Taxonomy module doesn't use it's own APIs
| Project: | Drupal |
| Version: | 7.x-dev |
| Component: | taxonomy.module |
| Category: | bug report |
| Priority: | normal |
| Assigned: | Unassigned |
| Status: | closed |
| Issue tags: | Performance |
There's a lot of functions in taxonomy module which return an array of term objects - but which are loaded direct from the database instead of via taxonomy_term_load(). Here's a run on taxonomy_get_term_by_name() to start clearing that up now that the multiple load patch is in.
I had to make a couple of changes to taxonomy_term_load_multiple(), because get_term_by_name is case insensitive. So $conditions['name'] does a strcasecmp() in PHP, and a LIKE() in SQL (this is case insensitive in MySQL and ought to be mapped to ILIKE in postgresql by dbtng - need to check that). Changed from LOWER() to LIKE() since LOWER()'s not indexed or query cacheable at all, afaik LIKE is a bit better on that front. I can't think of a situation where you wouldn't want case insensitive matching, so seems OK to treat it in this way.
Comes with tests.
| Attachment | Size | Status | Test result | Operations |
|---|---|---|---|---|
| get_term_by_name.patch | 5.73 KB | Idle | Failed: Failed to install HEAD. | View details | Re-test |

#1
#2
Re-rolled to use drupal_strtolower() instead of strcasecmp() so things are multi-byte safe.
#4
Added taxonomy_term_select() too. These are the two places where we can convert fairly easily, some of the rest of taxonomy.module will need refactoring before it can be done there.
#5
Re-rolled for taxonomy table name changes.
#6
The last submitted patch failed testing.
#7
retesting.
#8
The last submitted patch failed testing.
#9
better re-roll this time.
#10
The last submitted patch failed testing.
#11
Re-titling, since this is a general cleanup of stuff we can simplify now multiple load is in, and re-rolled now the test has moved.
#12
why "// When name is passed as a condition use LIKE.". seems like new behavior that slows down all name queries a little. just wondering.
#13
The name queries currently use LOWER('name') in taxonomy_get_term_by_name() which isn't indexable at all - chx and Crell have promised that they'll fix the mappings in the postgres driver so we can have case insensitive LIKE behaviour and avoid the LOWER() - this may have already been done but I'm not sure either way.
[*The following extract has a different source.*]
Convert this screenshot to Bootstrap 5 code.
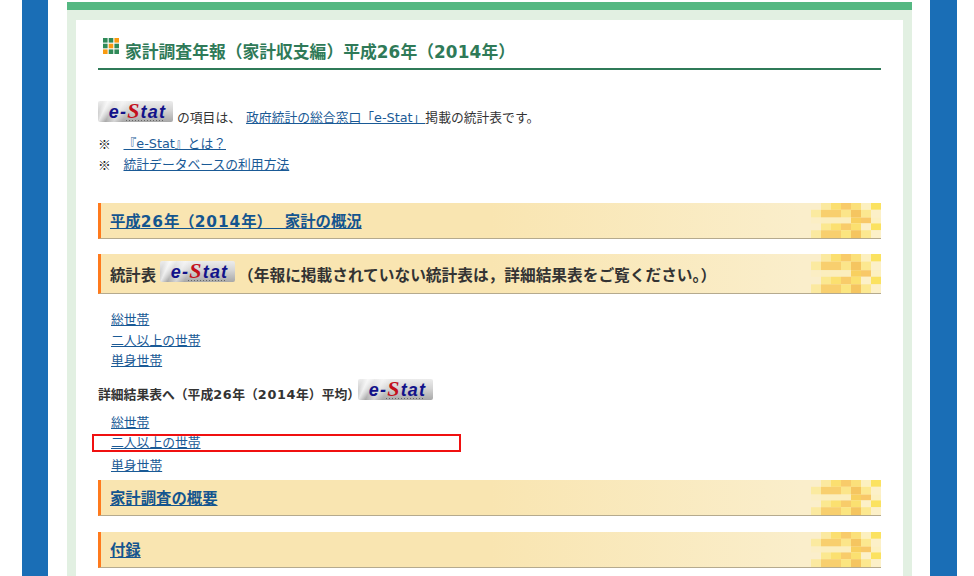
<!DOCTYPE html>
<html lang="ja">
<head>
<meta charset="utf-8">
<link href="https://cdn.jsdelivr.net/npm/bootstrap@5.3.0/dist/css/bootstrap.min.css" rel="stylesheet">
<style>
html,body{height:576px;overflow:hidden;background:#fff;}
body{font-family:"DejaVu Sans","Noto Sans CJK JP",sans-serif;font-size:12.8px;color:#333;line-height:20.5px;}
a{color:#1a5a96;}
.page-rail{margin:0 17px 0 22px;border-left:26px solid #1a6eb6;border-right:27px solid #1a6eb6;height:576px;padding:0 18px 0 19px;overflow:hidden;}
.top-strip{height:8px;margin-top:2px;background:#55b882;}
.pale-frame{background:#e2f0e2;padding:10px 9px 0;height:566px;}
.sheet{background:#fff;height:100%;padding:0 22px;overflow:hidden;}
.title-row{height:50px;border-bottom:2px solid #2f7a58;padding-top:19px;margin:0;}
.title-txt{font-size:16.8px;font-weight:700;color:#2f7a58;line-height:26px;margin:0;font-family:inherit;}
.tile-icon{width:16px;height:16px;margin:0 6px 0 5px;flex:none;position:relative;top:-1px;}
.title-txt .num{letter-spacing:.01em;}
.intro{margin-top:31px;height:25px;}
.intro-txt{line-height:18px;margin-top:8px;}
.intro-txt a{margin-left:1px;}
.estat-tag{position:relative;width:75px;height:21px;flex:none;padding-left:4px;background:linear-gradient(115deg,rgba(255,255,255,0) 6%,rgba(255,255,255,.7) 12%,rgba(255,255,255,0) 20%,rgba(255,255,255,.5) 30%,rgba(255,255,255,0) 40%),linear-gradient(180deg,#ececec 0%,#d4d4d4 45%,#a8a8a8 100%);border-radius:2px;color:#12128a;font-family:"Liberation Sans",sans-serif;font-style:italic;font-weight:700;font-size:18px;line-height:20px;text-align:center;letter-spacing:1.2px;display:inline-block;}
.estat-tag b{color:#c3101c;font-family:"Liberation Serif",serif;font-size:22px;line-height:20px;}
.estat-tag::after{content:"";position:absolute;left:28px;right:8px;bottom:1px;height:1px;background:repeating-linear-gradient(90deg,#666 0 1px,transparent 1px 3px);}
.note-line{height:21px;}
.note-mark{width:25.5px;flex:none;font-family:"Noto Sans CJK JP",sans-serif;color:#222;}
.band{border-left:3px solid #ff7a1c;border-bottom:1px solid #b5aa8e;background:linear-gradient(90deg,#f9e5b1 0%,#f9e5b1 50%,#faeecb 90%);position:relative;overflow:hidden;padding:3px 0 0 9px;font-size:15.36px;font-weight:700;color:#333;display:flex;align-items:center;}
.band a{color:#14558f;position:relative;}
.band span{position:relative;}
.band-pattern{position:absolute;right:0;top:0;height:100%;width:70px;filter:blur(.5px);}
.h36{height:36px;}
.h40{height:40px;}
.gap-15{margin-top:15px;}
.gap-4{margin-top:4px;}
.gap-16{margin-top:16px;}
.gap-27{margin-top:27px;}
.link-stack{padding-left:13px;}
.link-stack div{height:20.7px;}
.link-stack .flagged{border:2px solid #f01010;width:369px;height:18px;margin:0 0 4px -19px;padding-left:17px;line-height:14px;}
.sub-title{font-weight:700;height:35px;margin-top:6px;}
.sub-title .estat-tag{margin:0 0 13px -2px;}
.sub-title .num{letter-spacing:.05em;}
.band .tag-gap{margin:0 3px 7px 4px;}
.band .lift{margin-top:3px;}
.wide-run{font-size:15.7px;}
.num{letter-spacing:.06em;}
</style>
</head>
<body>
<div class="page-rail">
  <div class="top-strip"></div>
  <div class="pale-frame">
    <div class="sheet">
      <div class="title-row d-flex">
        <svg class="tile-icon" viewBox="0 0 16 16"><g fill="#2f8a58"><rect x="0" y="0" width="4.6" height="4.6"/><rect x="5.7" y="0" width="4.6" height="4.6"/><rect x="0" y="5.7" width="4.6" height="4.6"/><rect x="11.4" y="5.7" width="4.6" height="4.6"/><rect x="5.7" y="11.4" width="4.6" height="4.6"/><rect x="11.4" y="11.4" width="4.6" height="4.6"/></g><g fill="#f99a10"><rect x="11.4" y="0" width="4.6" height="4.6"/><rect x="5.7" y="5.7" width="4.6" height="4.6"/><rect x="0" y="11.4" width="4.6" height="4.6"/></g></svg>
        <h1 class="title-txt">家計調査年報（家計収支編）平成<span class="num">26</span>年（<span class="num">2014</span>年）</h1>
      </div>
      <div class="intro d-flex align-items-start">
        <span class="estat-tag me-1">e-<b>S</b>tat</span>
        <span class="intro-txt">の項目は、 <a href="#">政府統計の総合窓口「e-Stat」</a>掲載の統計表です。</span>
      </div>
      <div class="note-line d-flex mt-2"><span class="note-mark">※</span><a href="#">『e-Stat』とは？</a></div>
      <div class="note-line d-flex"><span class="note-mark">※</span><a href="#">統計データベースの利用方法</a></div>
      <div class="band h36 gap-27"><svg class="band-pattern" viewBox="0 0 70 36" preserveAspectRatio="none"><use href="#pat"/></svg><a href="#">平成<span class="num">26</span>年（<span class="num">2014</span>年）　 家計の概況</a></div>
      <div class="band h40 gap-15"><svg class="band-pattern" viewBox="0 0 70 36" preserveAspectRatio="none"><use href="#pat"/></svg><span class="lift">統計表</span><span class="estat-tag tag-gap">e-<b>S</b>tat</span><span class="wide-run lift">（年報に掲載されていない統計表は，詳細結果表をご覧ください。）</span></div>
      <div class="link-stack gap-16">
        <div><a href="#">総世帯</a></div>
        <div><a href="#">二人以上の世帯</a></div>
        <div><a href="#">単身世帯</a></div>
      </div>
      <div class="sub-title d-flex align-items-center">詳細結果表へ（平成<span class="num">26</span>年（<span class="num">2014</span>年）平均）<span class="estat-tag">e-<b>S</b>tat</span></div>
      <div class="link-stack">
        <div><a href="#">総世帯</a></div>
        <div class="flagged"><a href="#">二人以上の世帯</a></div>
        <div><a href="#">単身世帯</a></div>
      </div>
      <div class="band h36 gap-4"><svg class="band-pattern" viewBox="0 0 70 36" preserveAspectRatio="none"><use href="#pat"/></svg><a href="#">家計調査の概要</a></div>
      <div class="band h36 gap-16"><svg class="band-pattern" viewBox="0 0 70 36" preserveAspectRatio="none"><use href="#pat"/></svg><a href="#">付録</a></div>
    </div>
  </div>
</div>
<svg width="0" height="0" class="d-block"><defs><g id="pat">
<rect x="10" y="0" width="10" height="7" fill="#fbe9a0"/><rect x="20" y="0" width="10" height="7" fill="#fbdf70"/><rect x="30" y="0" width="10" height="7" fill="#f8cb6a"/><rect x="40" y="0" width="10" height="7" fill="#fbe07a"/><rect x="50" y="0" width="10" height="7" fill="#fcf0c0"/><rect x="60" y="0" width="10" height="7" fill="#fbe260"/>
<rect x="0" y="7" width="10" height="8" fill="#fbeaa0"/><rect x="10" y="7" width="20" height="8" fill="#f8cf6e"/><rect x="30" y="7" width="10" height="8" fill="#fbe58a"/><rect x="40" y="7" width="10" height="8" fill="#f5c560"/><rect x="50" y="7" width="10" height="8" fill="#fce890"/><rect x="60" y="7" width="10" height="8" fill="#fcf0c8"/>
<rect x="0" y="15" width="10" height="6" fill="#fbeec4"/><rect x="10" y="15" width="30" height="6" fill="#fbeebe"/><rect x="40" y="15" width="10" height="6" fill="#f8d060"/><rect x="50" y="15" width="10" height="6" fill="#f8c868"/><rect x="60" y="15" width="10" height="6" fill="#fcf0c0"/>
<rect x="10" y="21" width="10" height="7" fill="#fbe890"/><rect x="20" y="21" width="10" height="7" fill="#fbe070"/><rect x="30" y="21" width="10" height="7" fill="#f8cc6a"/><rect x="40" y="21" width="10" height="7" fill="#fbe070"/><rect x="50" y="21" width="10" height="7" fill="#fcf0c8"/><rect x="60" y="21" width="10" height="7" fill="#fbe260"/>
<rect x="0" y="28" width="10" height="8" fill="#fbe9a0"/><rect x="10" y="28" width="20" height="8" fill="#f8cf6e"/><rect x="30" y="28" width="10" height="8" fill="#fbe580"/><rect x="40" y="28" width="10" height="8" fill="#f5c560"/><rect x="50" y="28" width="10" height="8" fill="#fce890"/><rect x="60" y="28" width="10" height="8" fill="#fcf0c8"/>
</g></defs></svg>
</body>
</html>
So the current version of the patch is partially dependent on that.
It's true that taxonomy_term_load_multiple() allows for a case sensitive name query, but we've not had that in previous versions of Drupal, so it wouldn't be an API change as such - or at least only within D7 itself. I think it's more important to have proper loading (and a shared static to prevent duplicate queries) than it is to support a case sensitive search.
#14
The last submitted patch failed testing.
#15
re-rolled.
#16
The last submitted patch failed testing.
#17
Currently failing due to #333054: Make all varchar columns case sensitive (regression) (was make page cache case sensitive)
#18
That patch has been reverted, so back to needs review.
#19
The last submitted patch failed testing.
#20
re-rolled after dbtng conversion.
#21
Trying a different title to see if I can get more eyes on the patch ;)
#22
The last submitted patch failed testing.
#23
re-rolled.
#24
Looks great by why
taxonomy_get_term_data()was removed?So only taxonomy_term_load_multiple() will be used to get term object?
#25
Yeah when taxonomy_term_load() went in (with load hook, before multiple), there were several places in taxonomy module where potentially dozens of terms were getting loaded only to get their titles and similar. _multiple() now covers those situations more efficiently, and _get_term_data() doesn't fire hooks - so you never get a proper term object if you use that. Additionally, if you have _load() and get_term_data() on the same page it causes duplicate database queries. The function is basically the same as taxonomy_get_term() in D6 but it took a couple of patches to get to a point where we could kill it.
#26
So suppose RTBC
I'm checking taxonomy_get_term_data() only used once and just eats memory with static
#27
Would it make sense to rename taxonomy_get_term_by_name?
We have http://api.drupal.org/api/function/user_load_by_name/7, so taxonomy_term_load_by_name() would be similiar...
Patch looks good, the broken notNull assertion is a good catch :)
#28
Patch looks good. Though I wonder if you need to explain the following comment further:
+ // Name matching is case insensitive, note that with some collations+ // LOWER() and drupal_strtolower() may return different results.
I'd be happy to set to RTBC assuming all tests pass.
#29
#30
This looks good to me, will commit later today. Some of these tests could probably become UnitTests instead of WebTests but we can leave that to a follow-up patch as it probably requires some additional refactoring of the tests.
#31
A few days late, but committed this to CVS HEAD. Thanks!
#32
Automatically closed -- issue fixed for 2 weeks with no activity.